Wednesday, October 16, 2013

Needless Federal Price Control Laws And Policies And Not OPEC Created 1970s Gasoline Rationing And Long Gas Station Lines

From Foreign Affairs, "The Myth of U.S. Energy Dependence: What We Got Wrong About OPEC's Oil Embargo" by By Gal Luft and Anne Korin:
Meanwhile, in the United States, another policy had already set the stage for the snaking gas lines and desperate drivers. The Economic Stabilization Act of 1970 gave the president control of wages, rents, and prices across the American marketplace, including the price of fuel. Whereas in 1970, the Mandatory Oil Import Quota Program had kept U.S. oil prices about 2.5 times higher than global prices, and politicians said nothing, the major price spike following OPEC’s 1973 production cuts sent the political and regulatory machinery into a spin. Politically unable to unwind fuel price controls and let the price of gasoline go up in sync with rising global oil prices, the U.S. government had made selling fuel in the United States a losing proposition for some refiners. This caused a reduction in domestic fuel supply. Demand did not drop because the government prevented prices from rising in a way that reflected market realities.
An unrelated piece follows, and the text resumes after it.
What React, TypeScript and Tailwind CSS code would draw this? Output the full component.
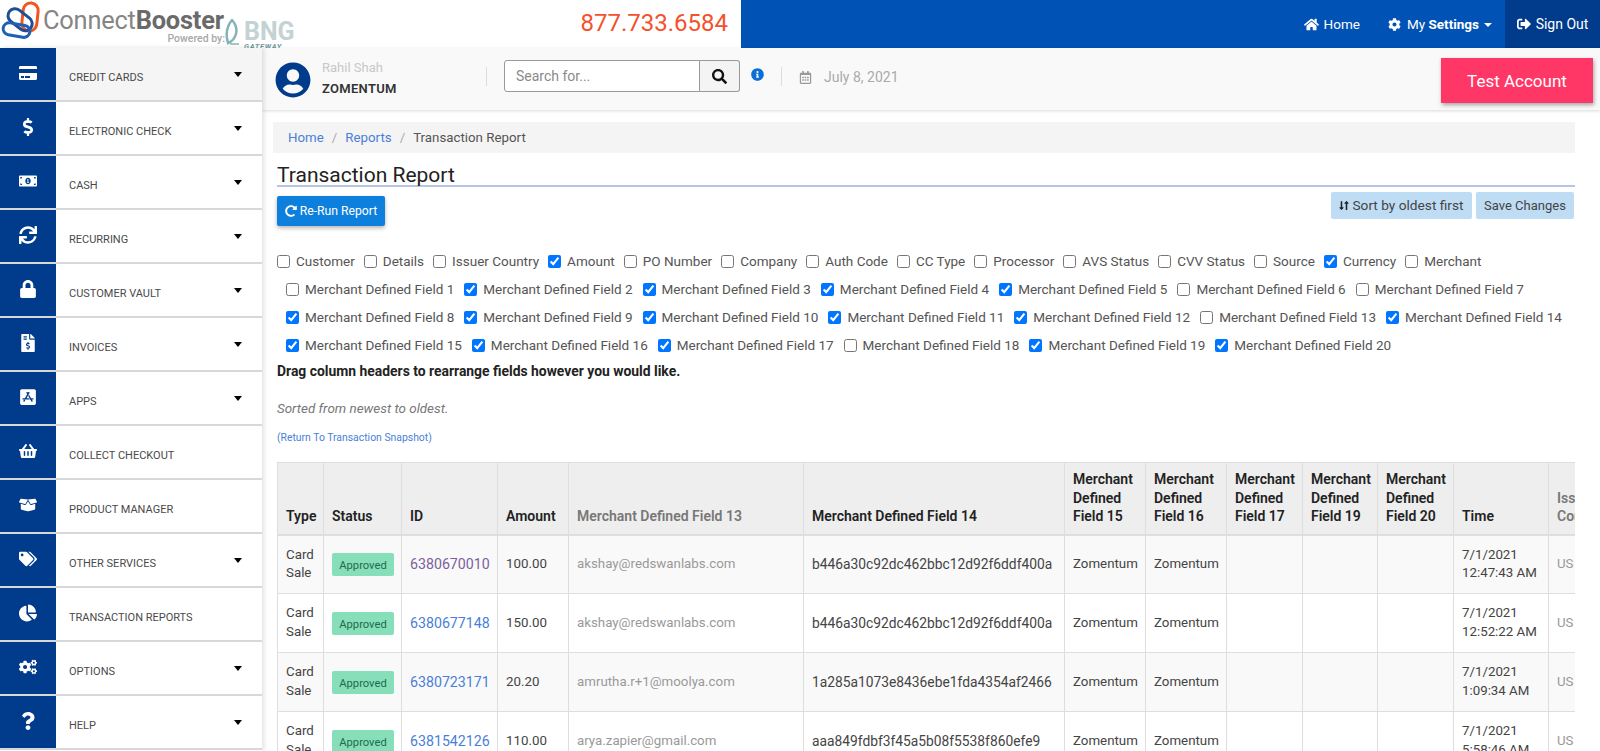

The result was shortages at the pump, a spread of panic and uncertainty among buyers, and a doubling down by the government: the Emergency Petroleum Allocation Act, passed in November 1973, enabled the administration to embark on Soviet-style allocation and rationing of petroleum products.

Energy security is traditionally defined as the availability of sufficient supply at affordable prices. The collective memory of the embargo and the U.S. response to it were mostly shaped by the events that were perceived to affect availability -- the embargo and the gas lines -- rather than OPEC’s change of the supply-demand balance, which for decades has affected the affordability side of the ledger.